Une crise chasse l'autre. Depuis quelques semaines, on ne parle plus beaucoup de Fukushima et de ses conséquences sur la politique énergétique de la Suisse. Le nucléaire qui s'était imposé dans le débat politique après la catastrophe japonaise du 11 mars dernier est aujourd'hui supplanté par la crise du franc fort et le spectre de la récession né d'un environnement économique international instable. «C'est le grand invité surprise de la campagne électorale», s'exclame le président du PDC Christophe Darbellay. Les Verts et les Verts libéraux, qui sont intimement associés au débat antinucléaire, pourraient bien être les premiers à pâtir de cette redistribution des cartes.
Le président du groupe écologiste Antonio Hodgers minimise le risque. «Notre succès est aussi dû à notre approche critique de l'économie.
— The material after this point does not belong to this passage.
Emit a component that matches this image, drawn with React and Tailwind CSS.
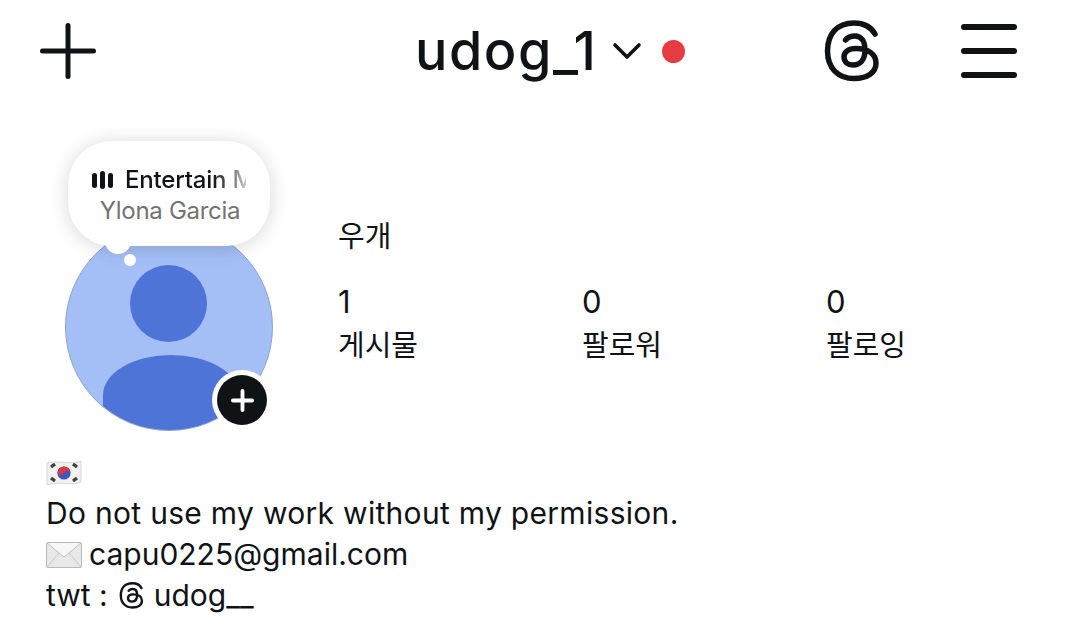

Or la crise a mis en évidence la faiblesse d'un système économique basé sur la spéculation.»
Session spéciale
Les Verts organiseront début septembre un séminaire de deux jours consacré à cette problématique. De quoi affûter leurs arguments de campagne et se préparer au débat spécial qui aura lieu en septembre dans le cadre de la session d'automne du Parlement.
C'est à leur demande et à celle des socialistes que les deux Chambres débattront de la cherté du franc. Pour la gauche, qui est en concurrence avec les Verts, voire le PDC, sur la question nucléaire, c'est une occasion rêvée de stigmatiser l'apathie du Conseil fédéral et de marquer sa différence avec une série de propositions concrètes.
Outre un cours de change fixe ou un éventuel arrimage du franc à l'euro, le PS plaide pour des taux d'intérêts négatifs afin de freiner les placements en francs suisses.
«C'est une idée qui fait son chemin», reconnaît Christophe Darbellay. Elle est en revanche combattue par les autres partis bourgeois. «Ce n'est pas faisable, assure la vice-présidente du parti libéral radical (PLR) Isabelle Moret, car la plupart des opérations de change en francs suisses ont lieu à l'étranger».
Pour atténuer les charges des secteurs affectés par la force du franc, le PLR et l'UDC préconisent avant tout des mesures contre la bureaucratie et une baisse de la fiscalité des entreprises. «Irréaliste, rétorque le président du PDC. La dernière réforme a déjà entraîné une perte de recette de plusieurs milliards de francs.»
Pour le PDC, l'Etat devrait plutôt soutenir les entreprises en cofinançant les heures supplémentaires destinées à accroître la productivité, à l'instar de ce qui se fait en cas de chômage partiel.
Ce duel à fleurets mouchetés entre le PLR et le PDC confirme l'analyse de la socialiste vaudoise Yvette Jaggi dans la revue «Domaine public». Selon elle, le franc fort a rapproché les démocrates du centre des libéraux-radicaux et les démocrates-chrétiens des socialistes. Un rapprochement déjà amorcé avec le débat nucléaire.
UDC confiante
Reste à savoir qui retirera les marrons du feu le 23 octobre prochain. L'UDC dont le traditionnel thème de campagne a été relégué au second plan d'abord par Fukushima puis par le franc fort reste confiante. «L'immigration reste une des préoccupations majeures de la population», assure le secrétaire général du parti Martin Baltisser. L'UDC a d'autant moins l'intention de changer de tactique que la marge de manuvre est limitée dans un contexte de crise monétaire internationale. «Soyons réalistes, la politique ne peut pas faire de miracle dans ce domaine».
Par contre, la nouvelle donne pourrait inciter les partisans du nucléaire à redonner de la voix. En septembre, le Conseil des Etats se prononcera sur la motion du PDC valaisan Roberto Schmidt qui réclame une sortie progressive du nucléaire.
Adoptée par le Conseil national, son sort dépend avant tout de l'engagement des élus PDC qui jouent un rôle de premier plan dans la Chambre haute mais qui sont plus proches de l'économie que leurs collègues du National.